The Pull of Trilogies
On multiple entry points and the movement they allow.
I keep coming back to book and product trilogies. I wasn’t entirely sure why, so I wrote this to find out.
Three can be magic. Sometimes two works just fine. Sometimes five. But there’s something about having multiple entry points that keeps surfacing.
When I only had one book and one offering, everything had to carry too much weight. The book had to be everything. The coaching had to serve everyone. Nothing had room to breathe.
Then I started thinking about trilogies as a way of providing different doorways into the same space.
Someone might find you through a book. Someone else through a workshop. Another person through a community. They’re all moving toward the same ever-changing center, just from different angles.
I tried to define what makes a trilogy work and kept hitting walls because it’s not strictly about three. I guess it’s about having enough options that people can find their way in. And having those options talk to each other.
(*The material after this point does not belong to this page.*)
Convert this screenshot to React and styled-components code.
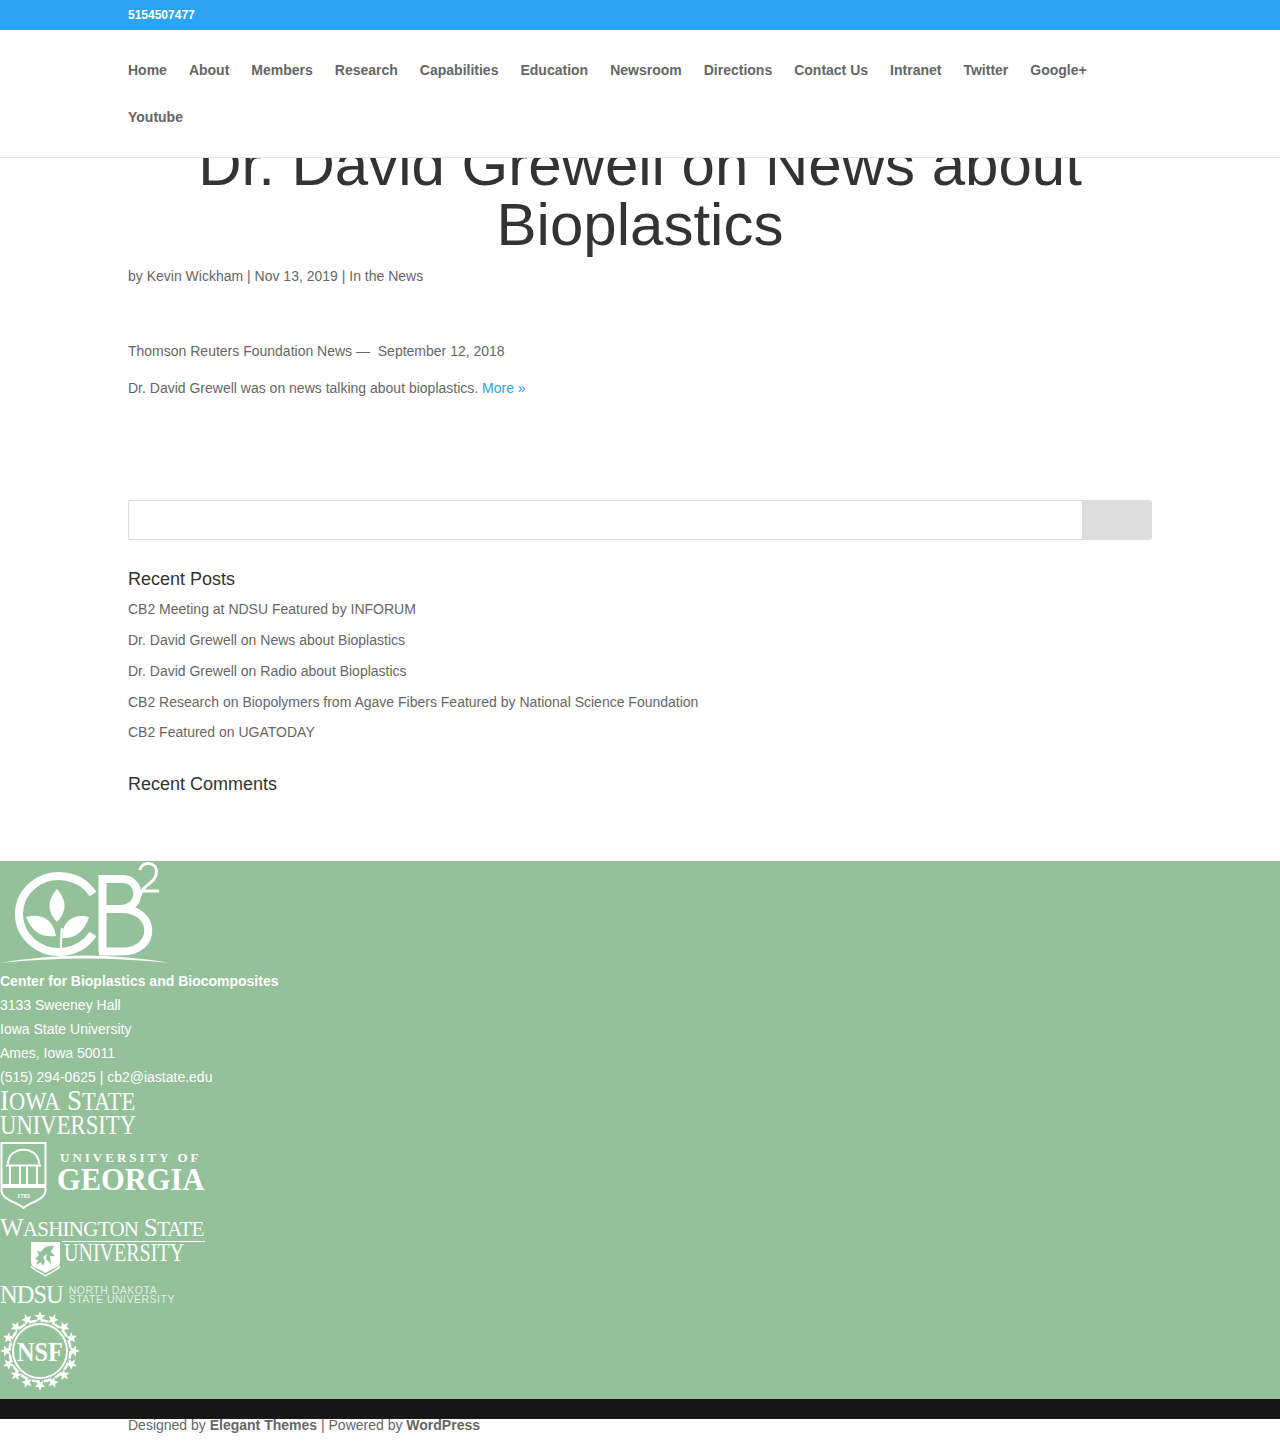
import React from "react";
import styled, { createGlobalStyle } from "styled-components";

const navItems = [
  "Home",
  "About",
  "Members",
  "Research",
  "Capabilities",
  "Education",
  "Newsroom",
  "Directions",
  "Contact Us",
  "Intranet",
  "Twitter",
  "Google+",
  "Youtube",
];

const recentPosts = [
  "CB2 Meeting at NDSU Featured by INFORUM",
  "Dr. David Grewell on News about Bioplastics",
  "Dr. David Grewell on Radio about Bioplastics",
  "CB2 Research on Biopolymers from Agave Fibers Featured by National Science Foundation",
  "CB2 Featured on UGATODAY",
];

const addressLines = [
  "3133 Sweeney Hall",
  "Iowa State University",
  "Ames, Iowa 50011",
  "(515) 294-0625 | cb2@iastate.edu",
];

const STAR = "M0,-6 L1.5,-2 L5.6,-1.9 L2.4,0.8 L3.5,4.8 L0,2.6 L-3.5,4.8 L-2.4,0.8 L-5.6,-1.9 L-1.5,-2 Z";

function CbLogo() {
  return (
    <LogoSvg width="175" height="104" viewBox="0 1 175 104">
      <path
        d="M93 34 A40 38 0 1 0 93 74"
        fill="none"
        stroke="#fff"
        strokeWidth="8"
      />
      <path d="M57 29 C48 40 46 50 57 62 C68 50 66 40 57 29Z" fill="#fff" />
      <path d="M26 57 C40 53 53 58 56 76 C42 78 32 72 26 57Z" fill="#fff" />
      <path d="M89 57 C75 53 62 60 62 78 C76 79 85 70 89 57Z" fill="#fff" />
      <path d="M62 68 C61 75 61 82 61 89" fill="none" stroke="#fff" strokeWidth="2" />
      <path
        d="M102.500 92 V19 H122 C141 19 144 46 122 49 H106 M122 49 C156 49 158 91.500 122 91.500 H99"
        fill="none"
        stroke="#fff"
        strokeWidth="8"
      />
      <path
        d="M140 10 C141 1 157 1 156.500 12 C156 22 146 24 142 31 C140 36 138 40 133 43 M141 31 H159"
        fill="none"
        stroke="#fff"
        strokeWidth="3"
      />
      <path d="M0 103 Q85 88 170 103 Q85 94 0 103Z" fill="#fff" />
    </LogoSvg>
  );
}

function GeorgiaShield() {
  return (
    <LogoSvg width="48" height="68" viewBox="0 0 48 68">
      <path
        d="M1.500 1 H45.500 V48 C45.500 58 30 60 23.500 66 C17 60 1.500 58 1.500 48Z"
        fill="none"
        stroke="#fff"
        strokeWidth="2"
      />
      <path
        d="M8 22 C8 3 39 3 39 22 M6 23.500 H41 M10 24 V42 M20 24 V42 M27 24 V42 M37 24 V42"
        fill="none"
        stroke="#fff"
        strokeWidth="2"
      />
      <path d="M2 42 H45 V46 H2Z" fill="#fff" />
      <FineText x="23.500" y="56" fontSize="6.500" textAnchor="middle" fontWeight="700">
        1785
      </FineText>
    </LogoSvg>
  );
}

function CougarShield() {
  return (
    <LogoSvg width="31" height="36" viewBox="0 0 31 36">
      <path d="M1 1 H30 V21 C30 27 21 28 15.500 32 C10 28 1 27 1 21Z" fill="#fff" />
      <path d="M1 25 C4 30 11 31 15.500 35 C20 31 27 30 30 25" fill="none" stroke="#fff" strokeWidth="1.500" />
      <path
        d="M24 5 C18 4 13 7 11 11 L7 10 L9 14 L5 18 L8 19 L6 24 L11 21 L13 25 L15 20 L13 16 L17 13 L16 18 L21 23 L20 15 L25 15 L21 11 Z"
        fill="#94c09a"
      />
    </LogoSvg>
  );
}

function NsfSeal() {
  const stars = Array.from({ length: 16 }, (_, i) => (i * 360) / 16);
  return (
    <LogoSvg width="80" height="80" viewBox="-40 -40 80 80">
      <circle r="27" fill="none" stroke="#fff" strokeWidth="2" />
      <circle r="30.500" fill="none" stroke="#fff" strokeWidth="2.500" strokeDasharray="8 4" />
      {stars.map((angle) => (
        <path key={angle} d={STAR} fill="#fff" transform={`rotate(${angle}) translate(0,-34)`} />
      ))}
      <SealText y="9.500" textAnchor="middle" textLength="46" lengthAdjust="spacingAndGlyphs">
        NSF
      </SealText>
    </LogoSvg>
  );
}

export default function App() {
  return (
    <>
      <GlobalStyle />
      <Header>
        <TopBar>
          <Phone>5154507477</Phone>
        </TopBar>
        <Nav>
          {navItems.map((item) => (
            <NavLink key={item}>{item}</NavLink>
          ))}
        </Nav>
      </Header>

      <Main>
        <Title>Dr. David Grewell on News about Bioplastics</Title>
        <Meta>by Kevin Wickham | Nov 13, 2019 | In the News</Meta>
        <Para>Thomson Reuters Foundation News — {"\u00a0"}September 12, 2018</Para>
        <Para>
          Dr. David Grewell was on news talking about bioplastics. <MoreLink>More »</MoreLink>
        </Para>

        <SearchForm>
          <SearchInput />
          <SearchButton />
        </SearchForm>

        <WidgetTitle>Recent Posts</WidgetTitle>
        <PostList>
          {recentPosts.map((post) => (
            <PostItem key={post}>{post}</PostItem>
          ))}
        </PostList>
        <WidgetTitle $comments>Recent Comments</WidgetTitle>
      </Main>

      <Footer>
        <CbLogo />
        <Address>
          <strong>Center for Bioplastics and Biocomposites</strong>
          {addressLines.map((line) => (
            <span key={line}>{line}</span>
          ))}
        </Address>

        <IowaLogo>
          <IowaTop>
            I<small>OWA</small> S<small>TATE</small>
          </IowaTop>
          <IowaBottom>UNIVERSITY</IowaBottom>
        </IowaLogo>

        <GeorgiaLogo>
          <GeorgiaShield />
          <GeorgiaName>
            <GeorgiaSmall>UNIVERSITY OF</GeorgiaSmall>
            <GeorgiaBig>GEORGIA</GeorgiaBig>
          </GeorgiaName>
        </GeorgiaLogo>

        <WsuLogo>
          <WsuTop>
            W<small>ASHINGTON</small> S<small>TATE</small>
          </WsuTop>
          <WsuBottom>
            <CougarShield />
            <WsuRule>
              <WsuUniversity>UNIVERSITY</WsuUniversity>
            </WsuRule>
          </WsuBottom>
        </WsuLogo>

        <NdsuLogo>
          <NdsuMark>NDSU</NdsuMark>
          <NdsuName>
            NORTH DAKOTA
            <br />
            STATE UNIVERSITY
          </NdsuName>
        </NdsuLogo>

        <NsfWrap>
          <NsfSeal />
        </NsfWrap>
      </Footer>

      <BottomBar />
      <Credits>
        Designed by <strong>Elegant Themes</strong> | Powered by <strong>WordPress</strong>
      </Credits>
    </>
  );
}

const GlobalStyle = createGlobalStyle`
  * {
    box-sizing: border-box;
  }
  body {
    margin: 0;
    background: #fff;
    color: #666;
    font-family: "Liberation Sans", Arial, sans-serif;
    font-size: 14px;
    line-height: 1.7;
  }
`;

const Header = styled.header`
  position: fixed;
  top: 0;
  left: 0;
  right: 0;
  z-index: 10;
  background: #fff;
  border-bottom: 1px solid #e5e5e5;
`;

const TopBar = styled.div`
  height: 30px;
  padding-left: 128px;
  background: #2ea3f2;
  color: #fff;
  display: flex;
  align-items: center;
`;

const Phone = styled.span`
  font-size: 12px;
  font-weight: 700;
`;

const Nav = styled.nav`
  width: 1024px;
  height: 127px;
  margin: 0 auto;
  padding-top: 28px;
  display: flex;
  flex-wrap: wrap;
  align-content: flex-start;
  column-gap: 22px;
  row-gap: 23px;
`;

const NavLink = styled.a`
  font-size: 14px;
  font-weight: 700;
  line-height: 24px;
  color: #666;
`;

const Main = styled.main`
  width: 1024px;
  height: 861px;
  margin: 0 auto;
  padding-top: 135px;
`;

const Title = styled.h1`
  margin: 0 0 9px;
  font-size: 60px;
  font-weight: 400;
  line-height: 60px;
  text-align: center;
  color: #333;
`;

const Meta = styled.p`
  margin: 0 0 51px;
  line-height: 24px;
`;

const Para = styled.p`
  margin: 0 0 13px;
  line-height: 24px;
`;

const MoreLink = styled.a`
  color: #2ea3f2;
`;

const SearchForm = styled.div`
  display: flex;
  height: 40px;
  margin-top: 100px;
`;

const SearchInput = styled.div`
  flex: 1;
  border: 1px solid #ddd;
  border-right: 0;
  border-radius: 3px 0 0 3px;
`;

const SearchButton = styled.div`
  width: 70px;
  background: #ddd;
  border-radius: 0 3px 3px 0;
`;

const WidgetTitle = styled.h4`
  margin: ${(p) => (p.$comments ? "18.8px" : "26px")} 0 0;
  font-size: 18px;
  font-weight: 400;
  line-height: 27px;
  color: #333;
`;

const PostList = styled.ul`
  list-style: none;
  margin: 0;
  padding: 5.2px 0 0;
`;

const PostItem = styled.li`
  line-height: 23.8px;
  padding-bottom: 7px;
`;

const Footer = styled.footer`
  height: 538px;
  background: #94c09a;
  color: #fff;
  display: flex;
  flex-direction: column;
  align-items: flex-start;
`;

const LogoSvg = styled.svg`
  display: block;
  flex: none;
`;

const FineText = styled.text`
  fill: #fff;
  font-family: "Liberation Serif", serif;
`;

const SealText = styled.text`
  fill: #fff;
  font-family: "Liberation Serif", serif;
  font-size: 28px;
  font-weight: 700;
`;

const Address = styled.div`
  display: flex;
  flex-direction: column;
  margin-top: 4px;
  line-height: 24px;

  strong {
    font-weight: 700;
  }
`;

const IowaLogo = styled.div`
  display: flex;
  flex-direction: column;
  align-items: flex-start;
  height: 50px;
  margin-top: -2px;
  font-family: "Liberation Serif", serif;
  white-space: nowrap;
`;

const IowaTop = styled.span`
  font-size: 30px;
  line-height: 25px;
  transform: scaleX(0.9);
  transform-origin: left;

  small {
    font-size: 25px;
  }
`;

const IowaBottom = styled.span`
  font-size: 27px;
  line-height: 23px;
  transform: scaleX(0.84);
  transform-origin: left;
`;

const GeorgiaLogo = styled.div`
  display: flex;
  gap: 9px;
  margin-top: 5px;
`;

const GeorgiaName = styled.div`
  display: flex;
  flex-direction: column;
  align-items: flex-start;
  font-family: "Liberation Serif", serif;
  font-weight: 700;
  white-space: nowrap;
`;

const GeorgiaSmall = styled.span`
  margin: 8px 0 0 3px;
  font-size: 13px;
  line-height: 16px;
  letter-spacing: 3px;
`;

const GeorgiaBig = styled.span`
  margin-top: 1px;
  font-size: 30.5px;
  line-height: 26px;
`;

const WsuLogo = styled.div`
  display: flex;
  flex-direction: column;
  width: 205px;
  margin-top: 6px;
  font-family: "Liberation Serif", serif;
`;

const WsuTop = styled.div`
  font-size: 25px;
  line-height: 24px;
  letter-spacing: -0.75px;
  white-space: nowrap;

  small {
    font-size: 21px;
  }
`;

const WsuBottom = styled.div`
  display: flex;
  gap: 1px;
  padding-left: 30px;
`;

const WsuRule = styled.div`
  flex: 1;
  min-width: 0;
  height: 24px;
  padding-left: 2px;
  border-top: 1px solid #fff;
`;

const WsuUniversity = styled.span`
  display: inline-block;
  font-size: 26px;
  line-height: 21px;
  transform: scaleX(0.77);
  transform-origin: left;
`;

const NdsuLogo = styled.div`
  display: flex;
  align-items: center;
  gap: 6px;
  margin-top: 6px;
`;

const NdsuMark = styled.span`
  font-family: "Liberation Serif", serif;
  font-size: 24.5px;
  line-height: 24px;
  letter-spacing: -1px;
`;

const NdsuName = styled.span`
  font-size: 10.5px;
  line-height: 9px;
  letter-spacing: 0.5px;
  opacity: 0.75;
  white-space: nowrap;
`;

const NsfWrap = styled.div`
  margin-top: 4px;
`;

const BottomBar = styled.div`
  height: 20px;
  background: #171717;
`;

const Credits = styled.div`
  padding: 0 128px 16px;
  line-height: 12px;
  height: 28px;
  strong {
    font-weight: 700;
  }
`;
Multiple entry points give people apparent choice. They can pick what feels right for their moment.
It adds substance too. Three things feel more established than one. More professional, maybe. Like you’ve thought it through, which you likely did.
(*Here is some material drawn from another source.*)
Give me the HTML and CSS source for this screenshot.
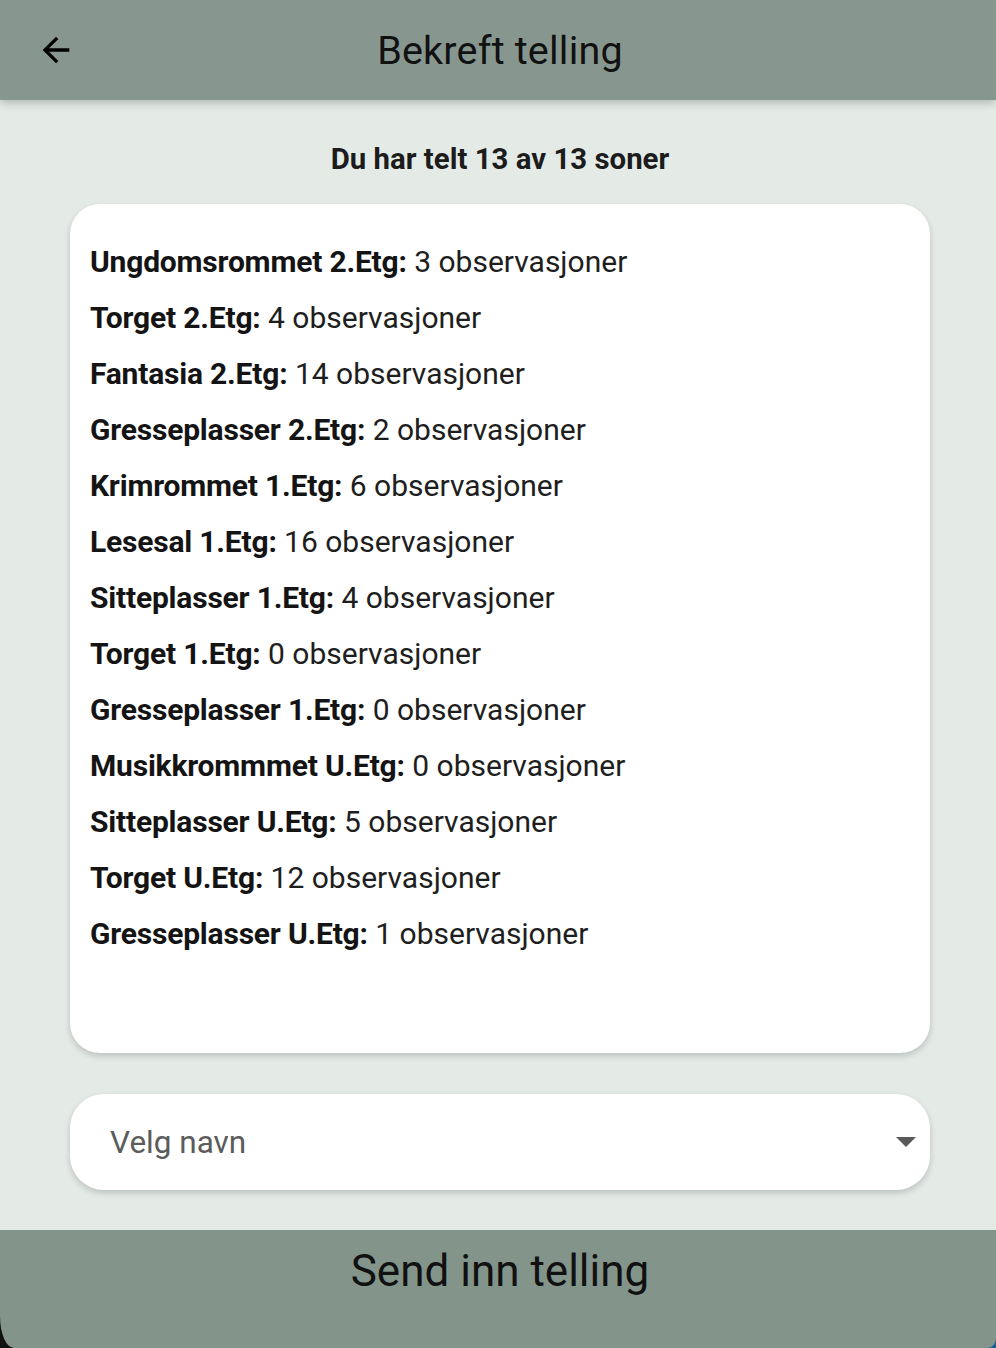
FILE: index.html
```html
<!DOCTYPE html>
<html lang="no">
<head>
<meta charset="utf-8">
<title>Bekreft telling</title>
<link rel="stylesheet" href="styles.css">
</head>
<body>
<div class="screen">
  <header class="appbar">
    <button class="back" aria-label="Tilbake">
      <svg viewBox="0 0 24 24" width="40" height="40"><path d="M20 11H7.83l5.59-5.59L12 4l-8 8 8 8 1.41-1.41L7.83 13H20v-2z" fill="#000"/></svg>
    </button>
    <h1 class="title">Bekreft telling</h1>
  </header>
  <main class="content">
    <p class="summary">Du har telt 13 av 13 soner</p>
    <div class="card">
      <ul class="zones">
        <li><b>Ungdomsrommet 2.Etg:</b> 3 observasjoner</li>
        <li><b>Torget 2.Etg:</b> 4 observasjoner</li>
        <li><b>Fantasia 2.Etg:</b> 14 observasjoner</li>
        <li><b>Gresseplasser 2.Etg:</b> 2 observasjoner</li>
        <li><b>Krimrommet 1.Etg:</b> 6 observasjoner</li>
        <li><b>Lesesal 1.Etg:</b> 16 observasjoner</li>
        <li><b>Sitteplasser 1.Etg:</b> 4 observasjoner</li>
        <li><b>Torget 1.Etg:</b> 0 observasjoner</li>
        <li><b>Gresseplasser 1.Etg:</b> 0 observasjoner</li>
        <li><b>Musikkrommmet U.Etg:</b> 0 observasjoner</li>
        <li><b>Sitteplasser U.Etg:</b> 5 observasjoner</li>
        <li><b>Torget U.Etg:</b> 12 observasjoner</li>
        <li><b>Gresseplasser U.Etg:</b> 1 observasjoner</li>
      </ul>
    </div>
    <div class="select">
      <span class="placeholder">Velg navn</span>
      <span class="caret"></span>
    </div>
  </main>
  <div class="footer">
    <button class="submit">Send inn telling</button>
  </div>
</div>
</body>
</html>
```

FILE: styles.css
```css
* { box-sizing: border-box; }
html, body { margin: 0; padding: 0; }
body {
  width: 996px;
  height: 1348px;
  overflow: hidden;
  background: #e4ebe7;
  font-family: Roboto, "Liberation Sans", sans-serif;
  color: #1c1c1c;
}
.screen {
  display: flex;
  flex-direction: column;
  height: 1348px;
}
.appbar {
  position: relative;
  z-index: 1;
  height: 100px;
  background: #879790;
  display: flex;
  align-items: center;
  justify-content: center;
  padding-left: 4px;
  box-shadow: 0 3px 8px rgba(0,0,0,0.22);
}
.back {
  position: absolute;
  left: 36px;
  top: 30px;
  width: 40px;
  height: 40px;
  padding: 0;
  border: 0;
  background: transparent;
  display: flex;
}
.title {
  margin: 0;
  font-size: 39.5px;
  font-weight: 400;
  color: #111;
  letter-spacing: 0.2px;
}
.content {
  flex: 1;
  display: flex;
  flex-direction: column;
  align-items: stretch;
  padding: 0 66px 0 70px;
}
.summary {
  margin: 0;
  padding-top: 41px;
  height: 104px;
  font-size: 29.4px;
  font-weight: 700;
  color: #1c1c1c;
  line-height: 36px;
  text-align: center;
}
.card {
  height: 849px;
  background: #fff;
  border-radius: 30px;
  box-shadow: 0 3px 6px rgba(0,0,0,0.18);
  padding: 30px 20px;
}
.zones {
  list-style: none;
  margin: 0;
  padding: 0;
}
.zones li {
  height: 56px;
  line-height: 56px;
  font-size: 30px;
  color: #1e1e1e;
  white-space: nowrap;
}
.zones li b { font-weight: 700; color: #141414; letter-spacing: -0.2px; }
.select {
  margin-top: 41px;
  height: 96px;
  background: #fff;
  border-radius: 34px;
  box-shadow: 0 3px 6px rgba(0,0,0,0.18);
  display: flex;
  align-items: center;
  justify-content: space-between;
  padding: 0 14px 0 40px;
}
.placeholder {
  font-size: 31.5px;
  color: #5c5c5c;
}
.caret {
  width: 0;
  height: 0;
  border-left: 10px solid transparent;
  border-right: 10px solid transparent;
  border-top: 10px solid #5a5a5a;
}
.footer {
  height: 118px;
  background: linear-gradient(to right, #111 50%, #1b5d8f 50%);
}
.submit {
  width: 100%;
  height: 100%;
  border: 0;
  background: #83958b;
  border-radius: 0 0 8px 14px / 0 0 10px 32px;
  font-family: Roboto, "Liberation Sans", sans-serif;
  font-size: 44px;
  color: #111;
  padding: 13px 0 0 4px;
  display: flex;
  justify-content: center;
  align-items: flex-start;
  line-height: 56px;
}
```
I think the most interesting effect of trilogy-thinking, is the movement is allows. When you have different components, whether that’s books, offerings, or channels like a newsletter and social media, they start interacting. One feeds the other. People move between them naturally.
That’s when marketing turns into unmarketing. The work does the moving for you. It flows through you, around you, beyond you. We think we’re doing it, but really we’re watching things orbit each other. They give each other gravity. Once you see that movement, you can provide what else it requires instead of forcing something new into it.